Nasi rodacy mają kłopoty w Azji. Z powodu blokady lotniska w Bangkoku przez tajlandzką opozycję nie mogą wrócić do domu. Z tego samego powodu kilkunastu naszych rodaków nie może opuścić Birmy.
W niedzielę, po umowie jaką władze zawarły z demonstrantami, pozwolono na wylot z głównego lotniska w Bangokoku około 30 samolotów, które wyleciały puste i zabierały czekających na innych lotniskach pasażerów. W sumie 300 tysięcy turystów utknęło w Tajlandii z powodu zaistniałej sytuacji.
MSZ: Polacy poczekają w Birmie
- Kilkunastu obywatelom RP, którym z powodu blokady lotnisk w Tajlandii nie udało się opuścić Myanmar (Birmy), przebukowano bilety na dni późniejsze - powiedział w poniedziałek rzecznik MSZ Piotr Paszkowski. Na tajlandzkich lotniskach do niedawna lądowały także samoloty z Birmy, ale w związku z trwającą blokadą te loty zostały wstrzymane.
Choć w Birmie nie ma polskich placówek dyplomatycznych, Paszkowski zapewnił, że mogą liczyć na pomoc (także finansową) w przedstawicielstwach Unii Europejskiej. Zostali też poinformowani o możliwości przekroczenia granicy z Tajlandią drogą lądową.
Poczekają jeszcze dwa tygodnie
Wśród osób czekających na wylot z Tajlandii są także Polacy.
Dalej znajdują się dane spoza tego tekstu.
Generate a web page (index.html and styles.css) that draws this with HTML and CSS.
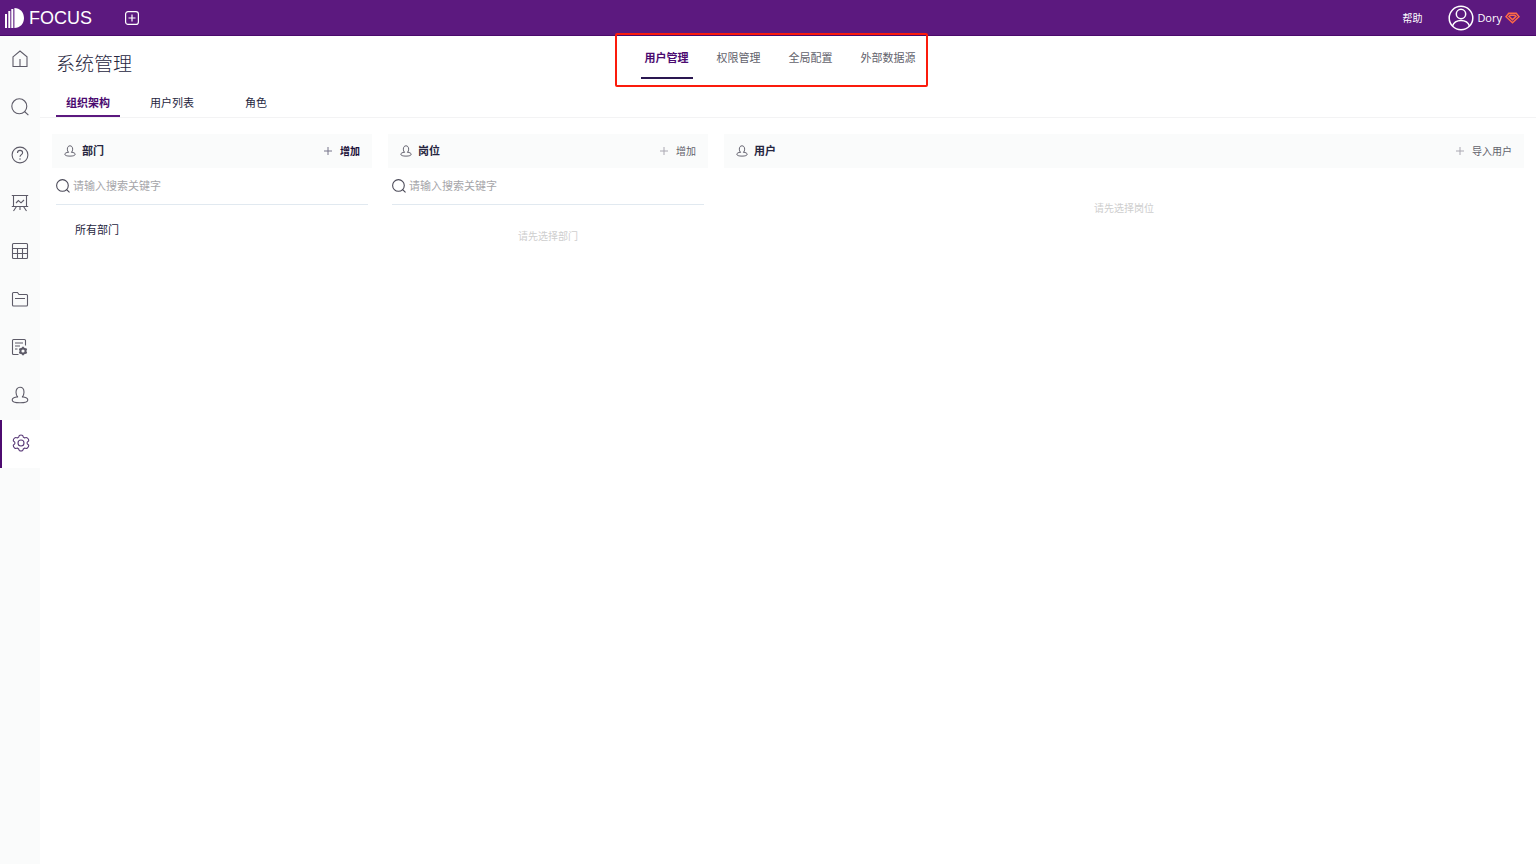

Na platformę Kontakt TVN24 otrzymaliśmy informację o tym, że na lotniskach tworzone są listy wylotowe. Jednak nie ma na nich wolnych miejsc na najbliższe dwa tygodnie.
Ilu w sumie Polaków chce wydostać się w Bangkoku? - Szacujemy, na podstawie liczby telefonów, które otrzymujemy codziennie do ambasady, że tych osób może być kilkadziesiąt - mówił na antenie TVN24 charge d'affaire ambasady polskiej w Bangkoku Zygmunt Langer. Zaznaczył przy tym, że naszych rodaków w Tajlandii jest z pewnością więcej.
Po południu MSZ w komunikacie podał, że Polaków uwięzionych w Tajlandii jest ok. 300.
- Szef zarządu portów lotniczych poinformował, że lotniska będą zamknięte co najmniej do jutra. Nie znaczy to jednak, że będą one jutro otwarte. Prawdopodobieństwo takie istnieje, ale duże ono nie jest - mówił Langer.
Stan wyjątkowy
Na terenie lotnisk wprowadzono stan wyjątkowy, policja prowadzi negocjacje z demonstrantami i zapowiada, że będzie dążyć do pokojowego zażegnania konfliktu, bez użycia siły. Opozycja okupuje też od sierpnia rejon siedziby premiera. W weekend doszło tam to serii wybuchów, w wyniku których rannych zostało 51 osób.
Opozycja, od sierpnia okupująca rejon kancelarii premiera, żąda ustąpienia szefa rządu Tajlandii. Oskarża zaprzysiężonego 25 września premiera Somchaia, że jest sterowany przez byłego szefa rządu, a prywatnie swojego szwagra Thaksina Shinawatrę, obalonego w 2006 roku w rezultacie wojskowego zamachu stanu.